Мои пусть не плачут, скажите, что не один ведь я погибаю за наше правое дело, за нашу Советскую власть и коммунизм... Спорного фрица, которого сбил с С. Б. над Керчью, причислите всего ему, пусть ему накрасят звездочку, чего тут делить пополам. Он сбил, а не я. И Миша С. пусть на меня не дуется за такую жадность. Вольфсона предупредите еще раз насчет спецслужбистов, барахлил у меня высотомер. А Ваське Подольскому за пушки спасибо, стреляли, как часы. Эх, хоть бы раз еще так пострелять. Вот и все. Прощайте. Спойте мою любимую про варяга. Обнимаю всех. А кто передаст вам это, отдайте ему мою новую форму, все, что причитается за прошлый месяц и премию за последние 100 безаварийных, пусть там начфин не крутит - доверяю расписаться за них своему механику. Вот и все. Прощайте. И еще крепче бейте врагов. Да здравствует советский Крым".
Это записка советского летчика, оказавшегося почти в безвыходном положении. Записка - отчет. Записка - исповедь. В ней боль и ненависть. Стремление жить и бороться. Благодарность партизанам и немцу-коммунисту, своим товарищам.
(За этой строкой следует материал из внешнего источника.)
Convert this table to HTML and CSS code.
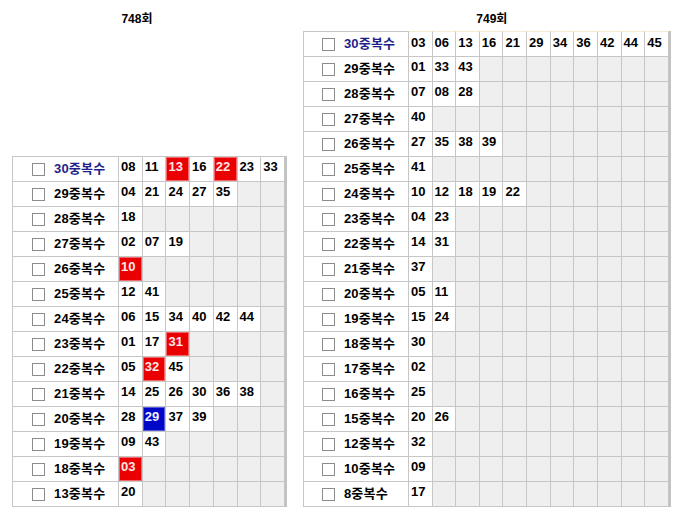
FILE: index.html
```html
<!DOCTYPE html>
<html lang="ko">
<head>
<meta charset="utf-8">
<title>중복수</title>
<link rel="stylesheet" href="styles.css">
</head>
<body>
<div class="board">
  <section class="panel panel-left">
    <div class="title title-left">748회</div>
    <div class="grid grid-left">
      <div class="lbl top"><input type="checkbox" class="chk"><span>30중복수</span></div>
      <span class="c">08</span><span class="c">11</span><span class="c red">13</span><span class="c">16</span><span class="c red">22</span><span class="c">23</span><span class="c">33</span>
      <div class="lbl"><input type="checkbox" class="chk"><span>29중복수</span></div>
      <span class="c">04</span><span class="c">21</span><span class="c">24</span><span class="c">27</span><span class="c">35</span><span class="c e"></span><span class="c e"></span>
      <div class="lbl"><input type="checkbox" class="chk"><span>28중복수</span></div>
      <span class="c">18</span><span class="c e"></span><span class="c e"></span><span class="c e"></span><span class="c e"></span><span class="c e"></span><span class="c e"></span>
      <div class="lbl"><input type="checkbox" class="chk"><span>27중복수</span></div>
      <span class="c">02</span><span class="c">07</span><span class="c">19</span><span class="c e"></span><span class="c e"></span><span class="c e"></span><span class="c e"></span>
      <div class="lbl"><input type="checkbox" class="chk"><span>26중복수</span></div>
      <span class="c red">10</span><span class="c e"></span><span class="c e"></span><span class="c e"></span><span class="c e"></span><span class="c e"></span><span class="c e"></span>
      <div class="lbl"><input type="checkbox" class="chk"><span>25중복수</span></div>
      <span class="c">12</span><span class="c">41</span><span class="c e"></span><span class="c e"></span><span class="c e"></span><span class="c e"></span><span class="c e"></span>
      <div class="lbl"><input type="checkbox" class="chk"><span>24중복수</span></div>
      <span class="c">06</span><span class="c">15</span><span class="c">34</span><span class="c">40</span><span class="c">42</span><span class="c">44</span><span class="c e"></span>
      <div class="lbl"><input type="checkbox" class="chk"><span>23중복수</span></div>
      <span class="c">01</span><span class="c">17</span><span class="c red">31</span><span class="c e"></span><span class="c e"></span><span class="c e"></span><span class="c e"></span>
      <div class="lbl"><input type="checkbox" class="chk"><span>22중복수</span></div>
      <span class="c">05</span><span class="c red">32</span><span class="c">45</span><span class="c e"></span><span class="c e"></span><span class="c e"></span><span class="c e"></span>
      <div class="lbl"><input type="checkbox" class="chk"><span>21중복수</span></div>
      <span class="c">14</span><span class="c">25</span><span class="c">26</span><span class="c">30</span><span class="c">36</span><span class="c">38</span><span class="c e"></span>
      <div class="lbl"><input type="checkbox" class="chk"><span>20중복수</span></div>
      <span class="c">28</span><span class="c blue">29</span><span class="c">37</span><span class="c">39</span><span class="c e"></span><span class="c e"></span><span class="c e"></span>
      <div class="lbl"><input type="checkbox" class="chk"><span>19중복수</span></div>
      <span class="c">09</span><span class="c">43</span><span class="c e"></span><span class="c e"></span><span class="c e"></span><span class="c e"></span><span class="c e"></span>
      <div class="lbl"><input type="checkbox" class="chk"><span>18중복수</span></div>
      <span class="c red">03</span><span class="c e"></span><span class="c e"></span><span class="c e"></span><span class="c e"></span><span class="c e"></span><span class="c e"></span>
      <div class="lbl"><input type="checkbox" class="chk"><span>13중복수</span></div>
      <span class="c">20</span><span class="c e"></span><span class="c e"></span><span class="c e"></span><span class="c e"></span><span class="c e"></span><span class="c e"></span>
    </div>
  </section>

  <section class="panel panel-right">
    <div class="title title-right">749회</div>
    <div class="grid grid-right">
      <div class="lbl top"><input type="checkbox" class="chk"><span>30중복수</span></div>
      <span class="c f">03</span><span class="c f">06</span><span class="c f">13</span><span class="c f">16</span><span class="c f">21</span><span class="c f">29</span><span class="c f">34</span><span class="c f">36</span><span class="c f">42</span><span class="c f">44</span><span class="c f">45</span>
      <div class="lbl"><input type="checkbox" class="chk"><span>29중복수</span></div>
      <span class="c">01</span><span class="c">33</span><span class="c">43</span><span class="c e"></span><span class="c e"></span><span class="c e"></span><span class="c e"></span><span class="c e"></span><span class="c e"></span><span class="c e"></span><span class="c e"></span>
      <div class="lbl"><input type="checkbox" class="chk"><span>28중복수</span></div>
      <span class="c">07</span><span class="c">08</span><span class="c">28</span><span class="c e"></span><span class="c e"></span><span class="c e"></span><span class="c e"></span><span class="c e"></span><span class="c e"></span><span class="c e"></span><span class="c e"></span>
      <div class="lbl"><input type="checkbox" class="chk"><span>27중복수</span></div>
      <span class="c">40</span><span class="c e"></span><span class="c e"></span><span class="c e"></span><span class="c e"></span><span class="c e"></span><span class="c e"></span><span class="c e"></span><span class="c e"></span><span class="c e"></span><span class="c e"></span>
      <div class="lbl"><input type="checkbox" class="chk"><span>26중복수</span></div>
      <span class="c">27</span><span class="c">35</span><span class="c">38</span><span class="c">39</span><span class="c e"></span><span class="c e"></span><span class="c e"></span><span class="c e"></span><span class="c e"></span><span class="c e"></span><span class="c e"></span>
      <div class="lbl"><input type="checkbox" class="chk"><span>25중복수</span></div>
      <span class="c">41</span><span class="c e"></span><span class="c e"></span><span class="c e"></span><span class="c e"></span><span class="c e"></span><span class="c e"></span><span class="c e"></span><span class="c e"></span><span class="c e"></span><span class="c e"></span>
      <div class="lbl"><input type="checkbox" class="chk"><span>24중복수</span></div>
      <span class="c">10</span><span class="c">12</span><span class="c">18</span><span class="c">19</span><span class="c">22</span><span class="c e"></span><span class="c e"></span><span class="c e"></span><span class="c e"></span><span class="c e"></span><span class="c e"></span>
      <div class="lbl"><input type="checkbox" class="chk"><span>23중복수</span></div>
      <span class="c">04</span><span class="c">23</span><span class="c e"></span><span class="c e"></span><span class="c e"></span><span class="c e"></span><span class="c e"></span><span class="c e"></span><span class="c e"></span><span class="c e"></span><span class="c e"></span>
      <div class="lbl"><input type="checkbox" class="chk"><span>22중복수</span></div>
      <span class="c">14</span><span class="c">31</span><span class="c e"></span><span class="c e"></span><span class="c e"></span><span class="c e"></span><span class="c e"></span><span class="c e"></span><span class="c e"></span><span class="c e"></span><span class="c e"></span>
      <div class="lbl"><input type="checkbox" class="chk"><span>21중복수</span></div>
      <span class="c">37</span><span class="c e"></span><span class="c e"></span><span class="c e"></span><span class="c e"></span><span class="c e"></span><span class="c e"></span><span class="c e"></span><span class="c e"></span><span class="c e"></span><span class="c e"></span>
      <div class="lbl"><input type="checkbox" class="chk"><span>20중복수</span></div>
      <span class="c">05</span><span class="c">11</span><span class="c e"></span><span class="c e"></span><span class="c e"></span><span class="c e"></span><span class="c e"></span><span class="c e"></span><span class="c e"></span><span class="c e"></span><span class="c e"></span>
      <div class="lbl"><input type="checkbox" class="chk"><span>19중복수</span></div>
      <span class="c">15</span><span class="c">24</span><span class="c e"></span><span class="c e"></span><span class="c e"></span><span class="c e"></span><span class="c e"></span><span class="c e"></span><span class="c e"></span><span class="c e"></span><span class="c e"></span>
      <div class="lbl"><input type="checkbox" class="chk"><span>18중복수</span></div>
      <span class="c">30</span><span class="c e"></span><span class="c e"></span><span class="c e"></span><span class="c e"></span><span class="c e"></span><span class="c e"></span><span class="c e"></span><span class="c e"></span><span class="c e"></span><span class="c e"></span>
      <div class="lbl"><input type="checkbox" class="chk"><span>17중복수</span></div>
      <span class="c">02</span><span class="c e"></span><span class="c e"></span><span class="c e"></span><span class="c e"></span><span class="c e"></span><span class="c e"></span><span class="c e"></span><span class="c e"></span><span class="c e"></span><span class="c e"></span>
      <div class="lbl"><input type="checkbox" class="chk"><span>16중복수</span></div>
      <span class="c">25</span><span class="c e"></span><span class="c e"></span><span class="c e"></span><span class="c e"></span><span class="c e"></span><span class="c e"></span><span class="c e"></span><span class="c e"></span><span class="c e"></span><span class="c e"></span>
      <div class="lbl"><input type="checkbox" class="chk"><span>15중복수</span></div>
      <span class="c">20</span><span class="c">26</span><span class="c e"></span><span class="c e"></span><span class="c e"></span><span class="c e"></span><span class="c e"></span><span class="c e"></span><span class="c e"></span><span class="c e"></span><span class="c e"></span>
      <div class="lbl"><input type="checkbox" class="chk"><span>12중복수</span></div>
      <span class="c">32</span><span class="c e"></span><span class="c e"></span><span class="c e"></span><span class="c e"></span><span class="c e"></span><span class="c e"></span><span class="c e"></span><span class="c e"></span><span class="c e"></span><span class="c e"></span>
      <div class="lbl"><input type="checkbox" class="chk"><span>10중복수</span></div>
      <span class="c">09</span><span class="c e"></span><span class="c e"></span><span class="c e"></span><span class="c e"></span><span class="c e"></span><span class="c e"></span><span class="c e"></span><span class="c e"></span><span class="c e"></span><span class="c e"></span>
      <div class="lbl"><input type="checkbox" class="chk"><span>8중복수</span></div>
      <span class="c">17</span><span class="c e"></span><span class="c e"></span><span class="c e"></span><span class="c e"></span><span class="c e"></span><span class="c e"></span><span class="c e"></span><span class="c e"></span><span class="c e"></span><span class="c e"></span>
    </div>
  </section>
</div>
</body>
</html>
```

FILE: styles.css
```css
html, body {
  margin: 0;
  padding: 0;
  background: #ffffff;
}

body {
  font-family: "Liberation Sans", "Noto Sans CJK KR", sans-serif;
  color: #000;
}

.board {
  display: flex;
  align-items: stretch;
  gap: 16px;
  padding-left: 12px;
  width: 680px;
  height: 529px;
  box-sizing: border-box;
  padding-bottom: 22px;
}

.panel {
  display: flex;
  flex-direction: column;
}

.title {
  height: 31px;
  box-sizing: border-box;
  padding-top: 11px;
  font-size: 12px;
  font-weight: bold;
  line-height: 16px;
  text-align: center;
}

.title-left {
  padding-right: 25px;
}

.title-right {
  padding-left: 10px;
}

.grid {
  margin-top: auto;
  display: grid;
  grid-auto-rows: 25px;
  border-top: 1px solid #c6c6c6;
  border-left: 1px solid #c6c6c6;
  border-right: 2px solid #c2c2c2;
}

.grid-left {
  grid-template-columns: 106px repeat(7, 23.71px);
}

.grid-right {
  grid-template-columns: 105px repeat(11, 23.64px);
}

.lbl {
  display: flex;
  align-items: center;
  gap: 9px;
  padding-left: 18px;
  box-sizing: border-box;
  border-right: 1px solid #c6c6c6;
  border-bottom: 1px solid #c6c6c6;
  background: #fff;
  font-size: 13px;
  font-weight: bold;
  line-height: 24px;
  letter-spacing: 0.2px;
  white-space: nowrap;
}

.grid-left .lbl {
  padding-left: 19px;
}

.lbl.top span {
  color: #1f1f8a;
}

.chk {
  appearance: none;
  -webkit-appearance: none;
  margin: 0;
  width: 13px;
  height: 13px;
  box-sizing: border-box;
  border: 1px solid #8c8c8c;
  background: #fff;
  flex: none;
}

.c {
  display: block;
  box-sizing: border-box;
  border-right: 1px solid #c6c6c6;
  border-bottom: 1px solid #c6c6c6;
  background: #fff;
  padding-left: 2px;
  font-size: 13px;
  font-weight: bold;
  line-height: 20px;
  white-space: nowrap;
}

.c.e {
  background: #efefef;
}

.c.f {
  border-top: 1px solid #f1ecd2;
  margin-top: -1px;
  height: 26px;
  padding-top: 1px;
}

.c.red {
  background: #ea0000;
  color: #ffe8e8;
  box-shadow: inset 0 0 0 1px #f26a6a;
}

.c.blue {
  background: #0008c8;
  color: #f0f0ff;
  box-shadow: inset 0 0 0 1px #5a5ae0;
}
```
Он, докладывая командованию, что с ним произошло, сохраняет "военную тайну": не называет номер полка, зашифровывает фамилии летчиков, скрывает, где находится аэродром.
Новоплянский установил, что это был летчик 790-го истребительного полка Павел Константинович Бабайлов, который 21 ноября 1943 года на ЛАГГ-3 в паре с ведомым вылетел с аэродрома у станицы Фанталовской на Тамани для выполнения задания по разведке в район северо-западнее Керчи. На свой аэродром не вернулся...
Ночью 23 ноября, он, собрав силы, вылез из воронки. Прислушался к редким выстрелам. Пополз на север - к берегу Азовского моря. Там на берегу заметил лодку, из которой вышли два немецких солдата. Выждал, пока они ушли, спустил лодку и поплыл на восток, стараясь держаться от берега подальше. Так он переплыл линию фронта и 24 ноября 1943 года возвратился в свою часть.